A transgenic mouse has emerged as an alternative animal model of choice in carcinogenicity testing
For over 30 years, drug developers were required to run two-year studies on mice in order to determine whether their compounds could potentially cause cancer. These trials were expensive, needed many animals, and delayed the development of potentially life-changing drugs. Charles River pathologist Madhav Paranjpe has been working with the alternative Tg.rasH2 mouse model for 15 years.
“Tg.rasH2 mice were developed at the Central Institute for Experimental Animals (CIEA) in Japan,” he said. “The Tg.rasH2 mouse is a hemizygous transgenic mouse carrying multiple copies of human c-Ha-ras gene with its own promoter and enhancer.”
The human c-Ha-ras gene is an oncogene, or a gene that is known to potentially cause cancer. That means that the Tg.rasH2 mouse, which has multiple oncogene copies and enhancers to that gene, is therefore especially sensitive to cancerous substances.
After the development of the Tg.rasH2 mouse at CIEA, the International Life Sciences Institute (ILSI) and their Health and Environmental Sciences Institute (HESI) conducted the first research project on the mouse in the late 1990s.
“Under the ILSI HESI project, 26-week carcinogenicity studies in Tg.rasH2 mice were conducted for 21 compounds at different facilities in the United States, Japan, and Europe,” said Paranjpe. “Since then the use of Tg.rasH2 mice began steadily and it has really taken off.”
Currently 75 percent of carcinogenicity studies now use these mice. Only 25 Tg.rasH2 mice per group are needed in their studies, as opposed to at least 50 conventional mice per group on a standard 2 year carcinogenicity study. The mice respond more quickly to carcinogens, so the tests only take six months as opposed to two years.
The improved research model uses fewer animals, fewer resources, and takes less time than traditional models, conforming nicely to two of Russell and Burch’s Three R’s for ethical animal research (Replacement, Reduction and Refinement). Paranjpe says that the Tg.rasH2 mice even experience lower mortality and lower incidence of spontaneous tumors, improving the outcome for both the mice and the drug developers.
There is always room for more research, regardless of the obvious benefits of Tg.rasH2 mice. In the next few years, Paranjpe and his colleagues plan to collect and compile additional data and presenting their findings at conferences and in journals.

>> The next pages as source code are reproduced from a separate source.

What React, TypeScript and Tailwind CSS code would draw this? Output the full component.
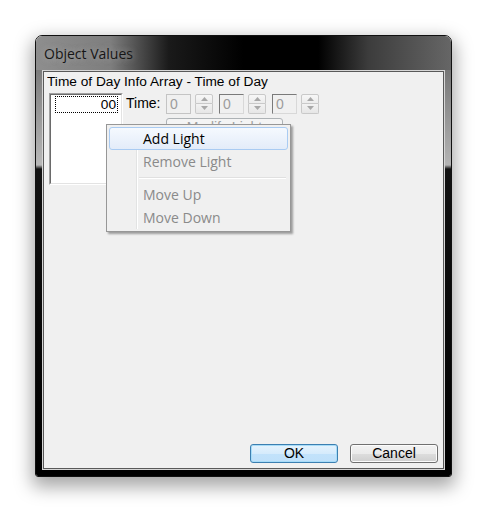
import React from 'react';

const Spin: React.FC = () => (
  <div className="flex h-[20px] w-[18px] flex-col">
    <div className="flex h-[10px] items-center justify-center rounded-t-[2px] border border-[#c9c9c9] bg-[linear-gradient(to_bottom,#f7f7f7,#ececec)]">
      <svg width="7" height="4" viewBox="0 0 7 4">
        <path d="M0 4 L3.5 0 L7 4 Z" fill="#a8a8a8" />
      </svg>
    </div>
    <div className="flex h-[10px] items-center justify-center rounded-b-[2px] border border-t-0 border-[#c9c9c9] bg-[linear-gradient(to_bottom,#f2f2f2,#e6e6e6)]">
      <svg width="7" height="4" viewBox="0 0 7 4">
        <path d="M0 0 L3.5 4 L7 0 Z" fill="#a8a8a8" />
      </svg>
    </div>
  </div>
);

const Edit: React.FC<{ dark?: boolean }> = ({ dark }) => (
  <div
    className={
      dark
        ? 'h-[20px] w-[25px] border border-t-[#7a7a7a] border-l-[#7a7a7a] border-b-[#d8d8d8] border-r-[#d8d8d8] bg-[#f0f0f0] pl-[3px] text-[14px] leading-[18px] text-[#9c9c9c]'
        : 'h-[20px] w-[25px] border border-[#c4c4c4] bg-[#f0f0f0] pl-[3px] text-[14px] leading-[18px] text-[#9c9c9c]'
    }
  >
    0
  </div>
);

const MenuItem: React.FC<{ label: string; active?: boolean; disabled?: boolean }> = ({ label, active, disabled }) => (
  <div
    className={
      active
        ? 'relative flex h-[23px] items-center rounded-[3px] border border-[#a9cbf2] bg-[linear-gradient(to_bottom,#f5f9fe,#e3ecf9)] pl-[33px] text-[14px] text-black'
        : 'relative flex h-[23px] items-center border border-transparent pl-[33px] text-[14px] ' + (disabled ? 'text-[#8a8a8a]' : 'text-black')
    }
  >
    {label}
  </div>
);

const App: React.FC = () => {
  return (
    <div className="h-[513px] w-[487px] bg-white pl-[35px] pt-[35px]">
      <div className="flex h-[442px] w-[417px] flex-col overflow-hidden rounded-t-[7px] rounded-b-[3px] border border-[#111] shadow-[0_7px_18px_3px_rgba(0,0,0,0.35)]">
        {/* title bar */}
        <div className="flex h-[34px] items-center bg-[linear-gradient(to_right,#8e8e8e_0%,#7e7e7e_18%,#1a1a1a_32%,#000_50%,#000_68%,#3c3c3c_80%,#666_100%)] pl-[8px] font-['Open_Sans',sans-serif] text-[14px] text-[#161616] [text-shadow:0_0_6px_rgba(200,200,200,0.6)]">
          Object Values
        </div>

        <div className="flex h-[400px]">
          <div className="w-[6px] bg-[linear-gradient(to_bottom,#7c7c7c_0px,#b8b8b8_95px,#121212_99px,#000_100%)]" />
          <div className="w-[403px] border border-[#d6d6d6]">
            <div className="relative flex h-full flex-col border border-[#595959] bg-[#f0f0f0] font-['Liberation_Sans',Arial,sans-serif] text-[13.7px] text-black">
              <div className="ml-[3px] mt-[2px] h-[15px] overflow-hidden leading-[16px]">Time of Day Info Array - Time of Day</div>

              <div className="mt-[4px] flex">
                {/* list box */}
                <div className="ml-[5px] h-[92px] w-[74px] border border-t-[#a0a0a0] border-l-[#a0a0a0] border-b-[#ffffff] border-r-[#ffffff]">
                  <div className="h-full w-full border border-t-[#6a6a6a] border-l-[#6a6a6a] border-b-[#e3e3e3] border-r-[#e3e3e3] bg-white pl-[4px] pr-[3px] pt-[1px]">
                    <div className="h-[17px] border border-dotted border-black pr-[1px] text-right leading-[15px]">00</div>
                  </div>
                </div>

                <div className="ml-[3px] flex flex-col">
                  <div className="flex items-center">
                    <span className="w-[40px] text-[14px]">Time:</span>
                    <Edit />
                    <div className="ml-[4px]"><Spin /></div>
                    <div className="ml-[6px]"><Edit dark /></div>
                    <div className="ml-[4px]"><Spin /></div>
                    <div className="ml-[6px]"><Edit dark /></div>
                    <div className="ml-[4px]"><Spin /></div>
                  </div>
                  <div className="ml-[40px] mt-[4px] flex h-[23px] w-[117px] items-start justify-center rounded-[3px] border border-[#adb2b5] bg-[#f4f4f4] text-[14px] leading-[16px] text-[#a0a0a0]">
                    Modify Light
                  </div>
                </div>
              </div>

              <div className="flex-1" />

              <div className="flex justify-end gap-[12px] pb-[5px] pr-[5px] text-[14px]">
                <div className="flex h-[19px] w-[88px] items-center justify-center rounded-[3px] border border-[#3c7fb1] bg-[linear-gradient(to_bottom,#e5f3fd_0%,#d6ebfc_50%,#c2e2fb_51%,#bfe0fa_100%)] shadow-[inset_0_0_0_1px_#a7dcf8]">
                  OK
                </div>
                <div className="flex h-[19px] w-[88px] items-center justify-center rounded-[3px] border border-[#707070] bg-[linear-gradient(to_bottom,#f2f2f2_0%,#ebebeb_50%,#dddddd_51%,#cfcfcf_100%)] shadow-[inset_0_0_0_1px_#fcfcfc]">
                  Cancel
                </div>
              </div>

              {/* context menu */}
              <div className="absolute left-[62px] top-[52px] flex h-[108px] w-[185px] flex-col border border-[#979797] bg-[#f0f0f0] px-[2px] pb-[2px] pt-[2px] font-['Open_Sans',sans-serif] shadow-[2px_2px_2px_rgba(0,0,0,0.35)]">
                <div className="absolute bottom-[2px] left-[29px] top-[2px] w-[2px] border-l border-r border-l-[#e2e3e3] border-r-white" />
                <MenuItem label="Add Light" active />
                <MenuItem label="Remove Light" disabled />
                <div className="relative flex h-[11px] items-center pl-[30px] pr-[2px]">
                  <div className="h-[2px] w-full border-b border-t border-b-white border-t-[#e0e0e0]" />
                </div>
                <MenuItem label="Move Up" disabled />
                <MenuItem label="Move Down" disabled />
              </div>
            </div>
          </div>
          <div className="w-[6px] bg-[linear-gradient(to_bottom,#777_0px,#b4b4b4_95px,#121212_99px,#000_100%)]" />
        </div>

        <div className="flex-1 bg-black" />
      </div>
    </div>
  );
};

export default App;
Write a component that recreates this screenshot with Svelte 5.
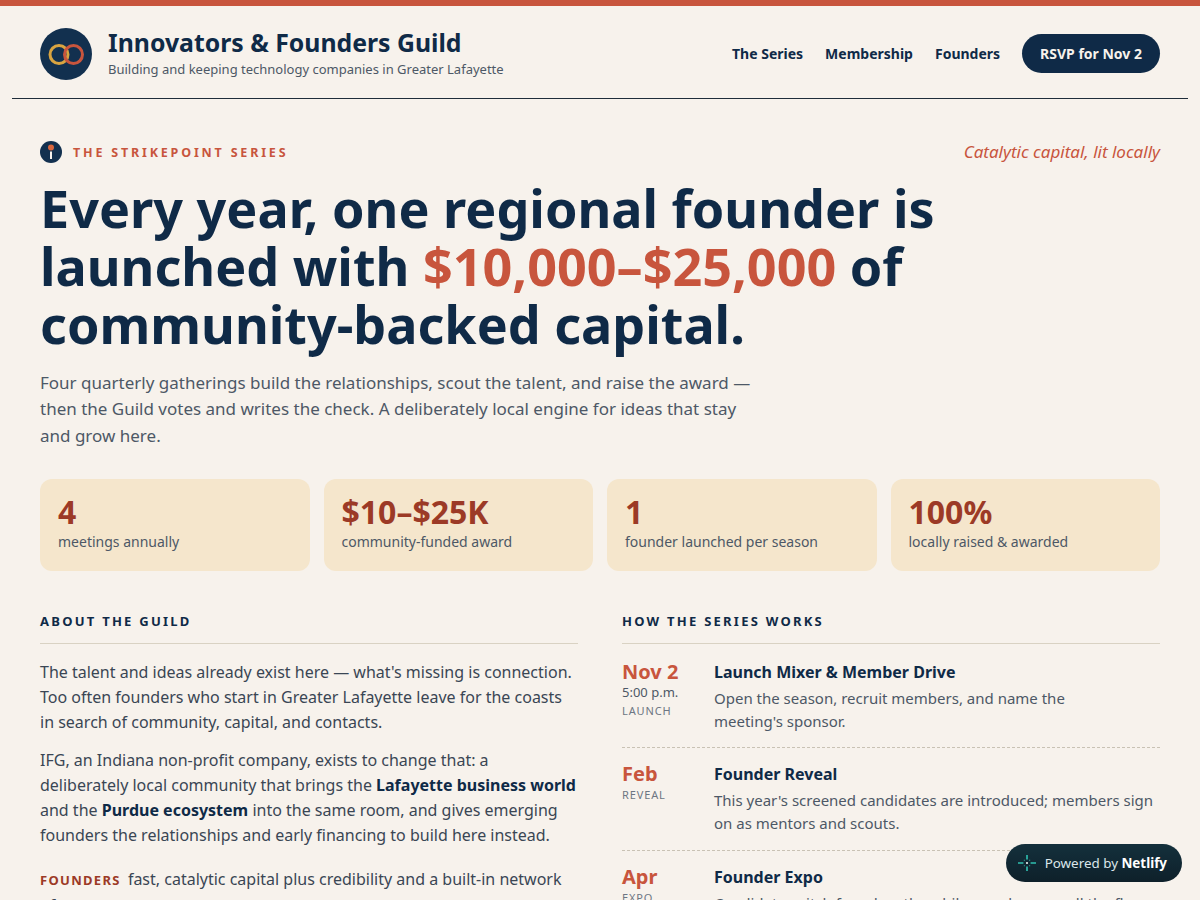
<script lang="ts">
  const stats = [
    { value: "4", label: "meetings annually" },
    { value: "$10–$25K", label: "community-funded award" },
    { value: "1", label: "founder launched per season" },
    { value: "100%", label: "locally raised & awarded" },
  ];

  const steps = [
    {
      date: "Nov 2",
      time: "5:00 p.m.",
      tag: "Launch",
      title: "Launch Mixer & Member Drive",
      text: "Open the season, recruit members, and name the meeting's\u00a0sponsor.",
    },
    {
      date: "Feb",
      tag: "Reveal",
      title: "Founder Reveal",
      text: "This year's screened candidates are introduced; members sign on as mentors and scouts.",
    },
    {
      date: "Apr",
      tag: "Expo",
      title: "Founder Expo",
      text: "Candidates pitch founders the while members enroll the floor and refine their choice.",
    },
  ];
</script>

<div class="topbar"></div>
<div class="shell">
  <header class="site-head">
    <div class="brand">
      <svg class="logo" viewBox="0 0 52 52" aria-hidden="true">
        <circle cx="26" cy="26" r="26" fill="#12304f" />
        <circle cx="19" cy="26.5" r="9" fill="none" stroke="#d9a441" stroke-width="3" />
        <circle cx="33.500" cy="26.5" r="9" fill="none" stroke="#c8553d" stroke-width="3" />
      </svg>
      <div class="brand-text">
        <div class="brand-name">Innovators &amp; Founders Guild</div>
        <div class="brand-sub">Building and keeping technology companies in Greater Lafayette</div>
      </div>
    </div>
    <nav>
      <a href="#series">The Series</a>
      <a href="#membership">Membership</a>
      <a href="#founders">Founders</a>
      <a class="cta" href="#rsvp">RSVP for Nov 2</a>
    </nav>
  </header>

  <main>
    <section class="hero">
      <div class="kicker-row">
        <div class="kicker">
          <svg viewBox="0 0 22 22" aria-hidden="true">
            <circle cx="11" cy="11" r="11" fill="#12304f" />
            <rect x="10" y="10.500" width="2" height="7.500" fill="#f7f2ec" />
            <circle cx="11" cy="6.500" r="3" fill="#d9673f" />
          </svg>
          <span>The Strikepoint Series</span>
        </div>
        <em>Catalytic capital, lit locally</em>
      </div>
      <h1>Every year, one regional founder is launched with <span>$10,000–$25,000</span> of community-backed capital.</h1>
      <p class="lede">Four quarterly gatherings build the relationships, scout the talent, and raise the award — then the Guild votes and writes the check. A deliberately local engine for ideas that stay and grow here.</p>
    </section>

    <section class="stats">
      {#each stats as s}
        <div class="stat">
          <div class="stat-value">{s.value}</div>
          <div class="stat-label">{s.label}</div>
        </div>
      {/each}
    </section>

    <section class="cols">
      <div>
        <h2>About the Guild</h2>
        <p>The talent and ideas already exist here — what's missing is connection. Too often founders who start in Greater Lafayette leave for the coasts in search of community, capital, and contacts.</p>
        <p>IFG, an Indiana non-profit company, exists to change that: a deliberately local community that brings the <strong>Lafayette business world</strong> and the <strong>Purdue ecosystem</strong> into the same room, and gives emerging founders the relationships and early financing to build here instead.</p>
        <p class="audience"><span class="tag">Founders</span> fast, catalytic capital plus credibility and a built-in network of supporters.</p>
      </div>
      <div>
        <h2>How the Series Works</h2>
        <ol>
          {#each steps as step}
            <li>
              <div class="when">
                <div class="date">{step.date}</div>
                {#if step.time}<div class="time">{step.time}</div>{/if}
                <div class="step-tag">{step.tag}</div>
              </div>
              <div>
                <h3>{step.title}</h3>
                <p>{step.text}</p>
              </div>
            </li>
          {/each}
        </ol>
      </div>
    </section>
  </main>
</div>

<a class="netlify" href="#netlify">
  <svg viewBox="0 0 20 20" aria-hidden="true">
    <path d="M0 10h6M14 10h6M10 1v5M10 14v5" stroke="#2fbfb0" stroke-width="1.800" />
    <path d="M6.500 6.500h1v1h-1zM12.500 6.500h1v1h-1zM6.500 12.500h1v1h-1zM12.500 12.500h1v1h-1z" fill="#2fbfb0" />
    <rect x="9" y="9" width="2" height="2" fill="#e8f4f3" />
  </svg>
  <span>Powered by <strong>Netlify</strong></span>
</a>

<style>
  :global(body) {
    background: #f7f2ec;
    color: #0f2a47;
    font-family: "Noto Sans", sans-serif;
  }
  .topbar {
    height: 6px;
    background: #c8553d;
  }
  .shell {
    padding: 0 12px;
  }
  .site-head {
    display: flex;
    align-items: center;
    justify-content: space-between;
    padding: 22px 28px 18px;
    border-bottom: 1px solid #1f2d3a;
  }
  .brand {
    display: flex;
    align-items: center;
    gap: 16px;
  }
  .brand-text {
    margin-top: -2px;
  }
  .logo {
    width: 52px;
    height: 52px;
    display: block;
  }
  .brand-name {
    font-size: 24.800px;
    font-weight: 700;
    line-height: 29px;
  }
  .brand-sub {
    font-size: 13px;
    line-height: 18px;
    margin-top: 3px;
    color: #4d5866;
  }
  nav {
    display: flex;
    align-items: center;
    gap: 22px;
    margin-top: -1px;
  }
  nav a {
    font-size: 14px;
    font-weight: 700;
    color: #0f2a47;
    text-decoration: none;
  }
  nav a.cta {
    background: #0f2a47;
    color: #f7f2ec;
    padding: 10px 18px;
    border-radius: 999px;
  }
  main {
    padding: 0 28px;
  }
  .hero {
    padding-top: 42px;
  }
  .kicker-row {
    display: flex;
    align-items: center;
    justify-content: space-between;
  }
  .kicker {
    display: flex;
    align-items: center;
    gap: 11px;
  }
  .kicker svg {
    width: 22px;
    height: 22px;
  }
  .kicker span {
    font-size: 12.500px;
    font-weight: 700;
    letter-spacing: 0.225em;
    text-transform: uppercase;
    color: #c8553d;
  }
  .kicker-row em {
    margin-top: -2px;
    font-size: 17px;
    color: #c8553d;
  }
  h1 {
    margin: 16px 0 0;
    max-width: 960px;
    font-size: 52.100px;
    font-weight: 700;
    line-height: 58.200px;
  }
  h1 span {
    color: #c8553d;
  }
  .lede {
    margin: 16px 0 0;
    max-width: 720px;
    font-size: 17px;
    line-height: 26.500px;
    color: #4d5866;
  }
  .stats {
    display: grid;
    grid-template-columns: repeat(4, 1fr);
    gap: 14px;
    margin-top: 29.500px;
  }
  .stat {
    background: #f5e6cc;
    border-radius: 12px;
    padding: 16px 18px 18px;
  }
  .stat-value {
    font-size: 32px;
    font-weight: 700;
    line-height: 33px;
    color: #9c3a26;
  }
  .stat-label {
    margin-top: 3px;
    font-size: 14px;
    line-height: 22px;
    color: #4d5866;
  }
  .cols {
    display: grid;
    grid-template-columns: 1fr 1fr;
    gap: 44px;
    margin-top: 40px;
  }
  h2 {
    margin: 0 0 16px;
    padding-bottom: 12px;
    border-bottom: 1px solid #d9d2c3;
    font-size: 13px;
    font-weight: 700;
    line-height: 20px;
    letter-spacing: 0.173em;
    text-transform: uppercase;
  }
  .cols p {
    margin: 0 0 13px;
    font-size: 16px;
    line-height: 25px;
    color: #3a4654;
  }
  .cols p.audience {
    margin-top: 19px;
  }
  .cols strong {
    color: #0f2a47;
  }
  .tag {
    font-size: 13px;
    font-weight: 700;
    letter-spacing: 0.1em;
    text-transform: uppercase;
    color: #9c3a26;
    margin-right: 3px;
  }
  ol {
    list-style: none;
    margin: 0;
    padding: 0;
  }
  li {
    display: grid;
    grid-template-columns: 92px 1fr;
    padding: 0 0 14.500px;
    margin-bottom: 14px;
    border-bottom: 1px dashed #c9c2b4;
  }
  .date {
    font-size: 20px;
    font-weight: 700;
    line-height: 24px;
    color: #c8553d;
  }
  .time {
    margin-top: -2px;
    font-size: 13px;
    line-height: 20px;
    color: #4d5866;
  }
  .step-tag {
    font-size: 11px;
    line-height: 18px;
    letter-spacing: 0.08em;
    text-transform: uppercase;
    color: #6d7683;
  }
  h3 {
    margin: 0;
    font-size: 16px;
    font-weight: 700;
    line-height: 24px;
  }
  .cols li p {
    font-size: 15px;
    line-height: 23px;
    margin: 3px 0 0;
    color: #4d5866;
  }
  .netlify {
    position: fixed;
    right: 18px;
    bottom: 18px;
    display: flex;
    align-items: center;
    gap: 9px;
    height: 38px;
    padding: 0 15px 0 12px;
    border-radius: 19px;
    background: linear-gradient(#14303c, #0e202a);
    color: #dbe6ea;
    font-size: 13.400px;
    text-decoration: none;
  }
  .netlify svg {
    width: 18px;
    height: 18px;
  }
  .netlify strong {
    color: #fff;
  }
</style>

Paranjpe’s work on the mice was acknowledged in 2016 by the Association for Assessment and Accreditation of Laboratory Animal Care International (AAALAC), a nonprofit devoted to the humane treatment of lab animals. They presented him with the Global 3R’s award for North America for his research on Tg.rasH2 mice, which involved a thorough review of 29 carcinogenicity studies performed with the mice. His research concluded that fewer mice were needed in future studies, reducing the number of required animals by 25 percent, and increasing the reliability and human applicability of study results.